> [Data section]:
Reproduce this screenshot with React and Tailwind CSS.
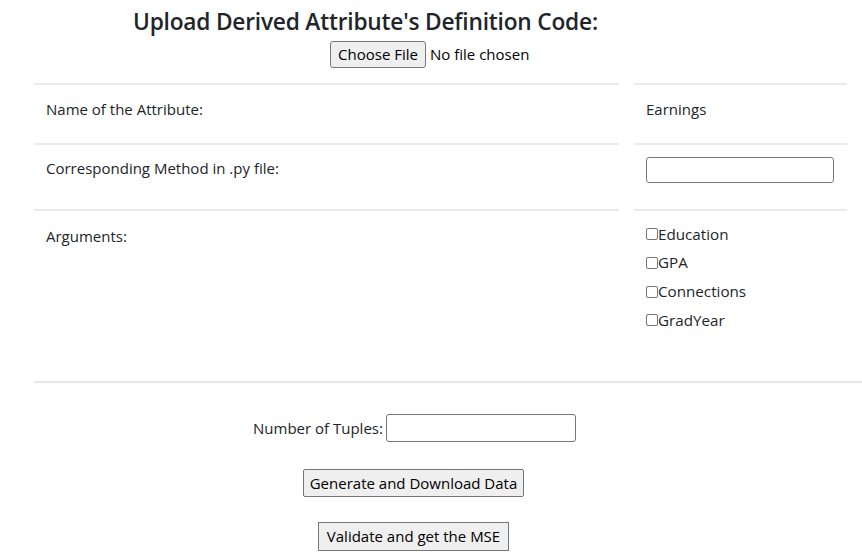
import React from "react";

const font = { fontFamily: '"Open Sans", "Noto Sans", sans-serif' };

function Check({ label }) {
  return (
    <label className="flex h-[28.7px] items-center text-[15.2px] text-[#212529]">
      <span className="h-[12px] w-[12px] rounded-[2px] border border-[#767676] bg-white" />
      <span className="leading-none">{label}</span>
    </label>
  );
}

export default function App() {
  return (
    <div className="w-[862px] h-[556px] bg-white text-[#212529] overflow-hidden" style={font}>
      <div className="pt-[7px] pl-[133px] text-[22.7px] font-semibold leading-[30px] tracking-[-0.2px] text-[#212529]">
        Upload Derived Attribute's Definition Code:
      </div>
      <div className="mt-[4px] flex items-center pl-[330px] text-[15px]">
        <button className="h-[27px] w-[96px] rounded-[3px] border border-[#767676] bg-[#efefef] text-[15px] leading-none text-black">
          Choose File
        </button>
        <span className="ml-[4px] text-black">No file chosen</span>
      </div>

      <div className="mt-[15px] ml-[34px] w-[828px] border-b-2 border-[#e6e6e6]">
        <div className="grid grid-cols-[585px_213px] gap-x-[15px] text-[15px]">
          <div className="h-[60px] border-t-2 border-[#e9ecef] px-[12px] pt-[13px] leading-[22px]">Name of the Attribute:</div>
          <div className="h-[60px] border-t-2 border-[#e9ecef] px-[12px] pt-[13px] leading-[22px]">Earnings</div>
          <div className="h-[66px] border-t-2 border-[#e9ecef] px-[12px] pt-[12px] leading-[22px]">Corresponding Method in .py file:</div>
          <div className="h-[66px] border-t-2 border-[#e9ecef] px-[12px] pt-[12px]">
            <input type="text" className="block h-[26px] w-[188px] rounded-[3px] border border-[#767676] bg-white" />
          </div>
          <div className="h-[172px] border-t-2 border-[#e9ecef] px-[12px] pt-[14px] leading-[22px]">Arguments:</div>
          <div className="h-[172px] border-t-2 border-[#e9ecef] px-[12px] pt-[9px]">
            <Check label="Education" />
            <Check label="GPA" />
            <Check label="Connections" />
            <Check label="GradYear" />
          </div>
        </div>
      </div>

      <div className="mt-[31px] flex items-center pl-[253px] text-[15px]">
        <span className="mr-[3px]">Number of Tuples:</span>
        <input type="text" className="block h-[28px] w-[190px] rounded-[3px] border border-[#767676] bg-white" />
      </div>
      <div className="mt-[27px] pl-[303px]">
        <button className="h-[28px] w-[221px] rounded-[2px] border border-[#767676] bg-[#efefef] text-[15px] leading-none text-black">
          Generate and Download Data
        </button>
      </div>
      <div className="mt-[25px] pl-[318px]">
        <button className="h-[29px] w-[191px] border border-[#767676] bg-[#efefef] text-[15px] leading-none text-black">
          Validate and get the MSE
        </button>
      </div>
    </div>
  );
}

> [Aim]: Omit each picture, then return all of the listing exactly as it stands.

> [Answer to this problem]:
Reproduce this screenshot with React and Tailwind CSS.
import React from "react";

const font = { fontFamily: '"Open Sans", "Noto Sans", sans-serif' };

function Check({ label }) {
  return (
    <label className="flex h-[28.7px] items-center text-[15.2px] text-[#212529]">
      <span className="h-[12px] w-[12px] rounded-[2px] border border-[#767676] bg-white" />
      <span className="leading-none">{label}</span>
    </label>
  );
}

export default function App() {
  return (
    <div className="w-[862px] h-[556px] bg-white text-[#212529] overflow-hidden" style={font}>
      <div className="pt-[7px] pl-[133px] text-[22.7px] font-semibold leading-[30px] tracking-[-0.2px] text-[#212529]">
        Upload Derived Attribute's Definition Code:
      </div>
      <div className="mt-[4px] flex items-center pl-[330px] text-[15px]">
        <button className="h-[27px] w-[96px] rounded-[3px] border border-[#767676] bg-[#efefef] text-[15px] leading-none text-black">
          Choose File
        </button>
        <span className="ml-[4px] text-black">No file chosen</span>
      </div>

      <div className="mt-[15px] ml-[34px] w-[828px] border-b-2 border-[#e6e6e6]">
        <div className="grid grid-cols-[585px_213px] gap-x-[15px] text-[15px]">
          <div className="h-[60px] border-t-2 border-[#e9ecef] px-[12px] pt-[13px] leading-[22px]">Name of the Attribute:</div>
          <div className="h-[60px] border-t-2 border-[#e9ecef] px-[12px] pt-[13px] leading-[22px]">Earnings</div>
          <div className="h-[66px] border-t-2 border-[#e9ecef] px-[12px] pt-[12px] leading-[22px]">Corresponding Method in .py file:</div>
          <div className="h-[66px] border-t-2 border-[#e9ecef] px-[12px] pt-[12px]">
            <input type="text" className="block h-[26px] w-[188px] rounded-[3px] border border-[#767676] bg-white" />
          </div>
          <div className="h-[172px] border-t-2 border-[#e9ecef] px-[12px] pt-[14px] leading-[22px]">Arguments:</div>
          <div className="h-[172px] border-t-2 border-[#e9ecef] px-[12px] pt-[9px]">
            <Check label="Education" />
            <Check label="GPA" />
            <Check label="Connections" />
            <Check label="GradYear" />
          </div>
        </div>
      </div>

      <div className="mt-[31px] flex items-center pl-[253px] text-[15px]">
        <span className="mr-[3px]">Number of Tuples:</span>
        <input type="text" className="block h-[28px] w-[190px] rounded-[3px] border border-[#767676] bg-white" />
      </div>
      <div className="mt-[27px] pl-[303px]">
        <button className="h-[28px] w-[221px] rounded-[2px] border border-[#767676] bg-[#efefef] text-[15px] leading-none text-black">
          Generate and Download Data
        </button>
      </div>
      <div className="mt-[25px] pl-[318px]">
        <button className="h-[29px] w-[191px] border border-[#767676] bg-[#efefef] text-[15px] leading-none text-black">
          Validate and get the MSE
        </button>
      </div>
    </div>
  );
}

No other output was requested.